RFI : Au Ghana, l’ancien président, déclaré vaincu, peine à admettre sa défaite. Et pourtant, souvent, vous avez évoqué, ici, la démocratie ghanéenne comme une expérience irréversible, non seulement en Afrique de l’Ouest, mais sur tout le continent. La « Black Star » serait-elle donc  en train de pâlir ?

Jean-Baptiste Placca : S’il détient quelque preuve que ce soit de sa victoire, John Dramani Mahama ferait mieux de la dévoiler au plus tôt, pour soulager son peuple. Sans quoi, il devra bien admettre sa défaite. Afin que le Ghana se préserve, dans cet espace ouest-africain, où la tentation du moindre effort démocratique semble si contagieuse que les cancres, de plus en plus, trônent dans le paysage, sans détonner. Il suffit de si peu, pour que les élections frauduleuses, les présidences à vie, et même, pourquoi pas, le parti unique, deviennent la norme.

Dans l’analyse de ce qui pose problème, pour le moment, dans la présidentielle ghanéenne, deux facteurs essentiels sont à prendre en compte.
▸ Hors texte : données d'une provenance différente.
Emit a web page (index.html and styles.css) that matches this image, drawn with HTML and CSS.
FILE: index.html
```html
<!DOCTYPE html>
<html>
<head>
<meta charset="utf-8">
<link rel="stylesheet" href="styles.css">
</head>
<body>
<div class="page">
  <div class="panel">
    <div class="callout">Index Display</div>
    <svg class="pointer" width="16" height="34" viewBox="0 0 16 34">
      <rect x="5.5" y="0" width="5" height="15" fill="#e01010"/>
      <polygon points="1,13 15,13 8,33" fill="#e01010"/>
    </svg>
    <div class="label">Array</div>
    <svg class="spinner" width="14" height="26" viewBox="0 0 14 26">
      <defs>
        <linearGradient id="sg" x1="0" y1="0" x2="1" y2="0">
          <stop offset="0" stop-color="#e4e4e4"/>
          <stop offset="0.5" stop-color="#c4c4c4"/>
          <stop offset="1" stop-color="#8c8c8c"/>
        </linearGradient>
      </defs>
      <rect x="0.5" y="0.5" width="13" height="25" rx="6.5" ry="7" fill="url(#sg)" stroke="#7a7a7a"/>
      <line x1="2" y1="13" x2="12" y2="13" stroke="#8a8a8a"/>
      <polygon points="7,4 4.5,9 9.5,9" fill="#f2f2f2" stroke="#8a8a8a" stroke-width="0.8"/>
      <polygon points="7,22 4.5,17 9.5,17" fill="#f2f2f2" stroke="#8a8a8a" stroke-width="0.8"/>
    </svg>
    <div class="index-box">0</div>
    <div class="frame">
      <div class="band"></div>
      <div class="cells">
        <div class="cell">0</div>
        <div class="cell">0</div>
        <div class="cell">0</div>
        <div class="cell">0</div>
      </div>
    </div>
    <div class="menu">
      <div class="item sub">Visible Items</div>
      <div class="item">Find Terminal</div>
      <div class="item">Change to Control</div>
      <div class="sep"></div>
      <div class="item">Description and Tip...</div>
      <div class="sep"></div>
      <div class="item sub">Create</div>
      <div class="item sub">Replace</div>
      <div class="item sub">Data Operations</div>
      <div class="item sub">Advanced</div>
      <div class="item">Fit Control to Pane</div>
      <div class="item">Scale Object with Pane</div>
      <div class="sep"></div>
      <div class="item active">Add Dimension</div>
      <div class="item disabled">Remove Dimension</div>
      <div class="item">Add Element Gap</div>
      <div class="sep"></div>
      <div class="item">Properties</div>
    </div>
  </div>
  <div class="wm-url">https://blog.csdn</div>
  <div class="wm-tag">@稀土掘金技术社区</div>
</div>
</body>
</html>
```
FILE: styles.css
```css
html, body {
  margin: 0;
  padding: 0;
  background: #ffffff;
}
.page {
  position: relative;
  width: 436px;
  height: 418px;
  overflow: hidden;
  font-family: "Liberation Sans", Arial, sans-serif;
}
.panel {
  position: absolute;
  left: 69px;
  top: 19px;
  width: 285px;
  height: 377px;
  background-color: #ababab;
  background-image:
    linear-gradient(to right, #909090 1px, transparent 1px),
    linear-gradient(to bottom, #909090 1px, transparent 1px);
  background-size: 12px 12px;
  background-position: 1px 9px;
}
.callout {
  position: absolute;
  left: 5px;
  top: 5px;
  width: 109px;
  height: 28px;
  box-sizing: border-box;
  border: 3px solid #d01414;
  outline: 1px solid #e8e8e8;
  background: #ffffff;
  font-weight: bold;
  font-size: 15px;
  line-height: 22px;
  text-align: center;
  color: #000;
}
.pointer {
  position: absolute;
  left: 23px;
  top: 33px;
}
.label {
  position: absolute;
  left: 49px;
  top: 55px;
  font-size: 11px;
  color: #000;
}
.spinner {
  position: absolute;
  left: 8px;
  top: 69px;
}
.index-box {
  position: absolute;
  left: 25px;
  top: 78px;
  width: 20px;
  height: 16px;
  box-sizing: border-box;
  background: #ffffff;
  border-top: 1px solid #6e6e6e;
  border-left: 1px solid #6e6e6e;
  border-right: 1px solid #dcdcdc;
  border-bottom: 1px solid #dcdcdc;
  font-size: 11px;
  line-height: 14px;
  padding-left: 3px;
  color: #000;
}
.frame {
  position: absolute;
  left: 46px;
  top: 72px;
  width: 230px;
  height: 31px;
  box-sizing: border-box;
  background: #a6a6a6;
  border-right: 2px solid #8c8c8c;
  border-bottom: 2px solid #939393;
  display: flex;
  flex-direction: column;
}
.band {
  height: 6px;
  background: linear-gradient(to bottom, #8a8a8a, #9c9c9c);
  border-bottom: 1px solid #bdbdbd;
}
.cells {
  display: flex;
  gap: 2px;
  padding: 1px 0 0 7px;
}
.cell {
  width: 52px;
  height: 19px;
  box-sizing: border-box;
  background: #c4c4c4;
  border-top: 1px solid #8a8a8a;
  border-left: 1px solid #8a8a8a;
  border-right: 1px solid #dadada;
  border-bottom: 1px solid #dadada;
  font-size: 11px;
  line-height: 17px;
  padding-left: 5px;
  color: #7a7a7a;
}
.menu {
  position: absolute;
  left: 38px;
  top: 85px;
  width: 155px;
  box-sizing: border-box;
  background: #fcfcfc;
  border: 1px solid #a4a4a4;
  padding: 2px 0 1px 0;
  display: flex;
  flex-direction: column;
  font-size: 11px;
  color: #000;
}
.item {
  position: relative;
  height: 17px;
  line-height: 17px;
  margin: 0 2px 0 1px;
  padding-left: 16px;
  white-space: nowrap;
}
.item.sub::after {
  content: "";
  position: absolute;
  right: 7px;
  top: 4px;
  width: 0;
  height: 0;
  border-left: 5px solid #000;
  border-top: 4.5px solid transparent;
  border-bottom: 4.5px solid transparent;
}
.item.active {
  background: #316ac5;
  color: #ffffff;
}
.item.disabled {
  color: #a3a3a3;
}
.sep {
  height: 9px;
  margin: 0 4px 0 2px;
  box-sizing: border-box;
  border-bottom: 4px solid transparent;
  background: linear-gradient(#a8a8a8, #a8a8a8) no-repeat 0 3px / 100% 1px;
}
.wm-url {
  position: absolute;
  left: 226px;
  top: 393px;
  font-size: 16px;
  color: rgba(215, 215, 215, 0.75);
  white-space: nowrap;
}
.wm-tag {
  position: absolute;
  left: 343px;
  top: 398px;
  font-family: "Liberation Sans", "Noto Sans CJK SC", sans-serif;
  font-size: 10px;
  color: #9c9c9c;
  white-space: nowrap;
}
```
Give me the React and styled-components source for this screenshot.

D’une part, pourquoi le cacher, à Accra, Akufo-Addo et Dramani Mahama ne sont pas les deux plus beaux joueurs de la classe politique.

En clair, ils n’acceptaient pas loyalement la défaite…

Il y en a eu, qui ont accepté plus loyalement les revers, voire même la défaite. Le candidat de son parti, le NPP, pour succéder au président John Kufuor en 2008, dont le ministre des Affaires étrangères était Nana Akufo-Addo, espérait tellement la victoire qu’il fallait lui rappeler fermement l’ordre de il renonce et accepte d’empêcher les Ghanéens de subir des violences post-électorales du type habituellement offert par leurs voisins. Kufuor est toujours là qui, s’il avait eu la moindre preuve de la défaite de son poulain, lui aurait rappelé ses obligations patriotiques.

Il y a quatre ans, John Dramani Mahama, président sortant, battu par Akufo-Addo, a bien tenté de jouer les Donald Trump avant l’heure. Jerry J. Rawlings, dont il avait été le ministre, lui avait alors rappelé que l’image du Ghana ne pouvait souffrir de tels caprices. Et, bon gré mal gré, il avait dû rendre son tablier. Ainsi, pour la première fois depuis le retour de la démocratie pluraliste, en 1992, un président sortant était battu après son premier mandat. A cause, notamment, des contre-performances économiques, doublées d’une spectaculaire dépréciation de la monnaie nationale, le cedi qui, sous son mandat, a perdu près de 40% de sa valeur.

Faut-il donc croire que le Ghana, depuis, a échappé aux accidents politiques et autres cataclysmes économiques ?

Le pays n’a, en tout cas, rien connu qui puisse justifier que les Ghanéens congédient brutalement leur président. Son éventuelle réélection, si elle venait à être validée, ne serait donc pas très surprenante.

Mais, plus que jamais, nous savons que les démocraties sont fragiles, et ne peuvent survivre aux périodes troubles que grâce à des institutions stables. Si les Américains semblent si sereins quant au fait que Donald Trump, le 21 janvier prochain, aura quitté la Maison Blanche, quoi qu’il arrive, c’est en raison de la solidité des institutions. Dans chacun des deux partis qui dominent la vie politique au Ghana, Jerry J. Rawlings et John Kufuor faisaient office de statue du commandeur. Le premier aurait dû, aujourd’hui, raisonner Mahama, mais il s’en est allé, le mois dernier. Dans ce pays, un des rares, en Afrique, à invoquer Dieu dans son hymne national, il ne reste donc plus qu’à espérer voir le ciel indiquer à chacun le chemin du bien et le sens de l’honneur.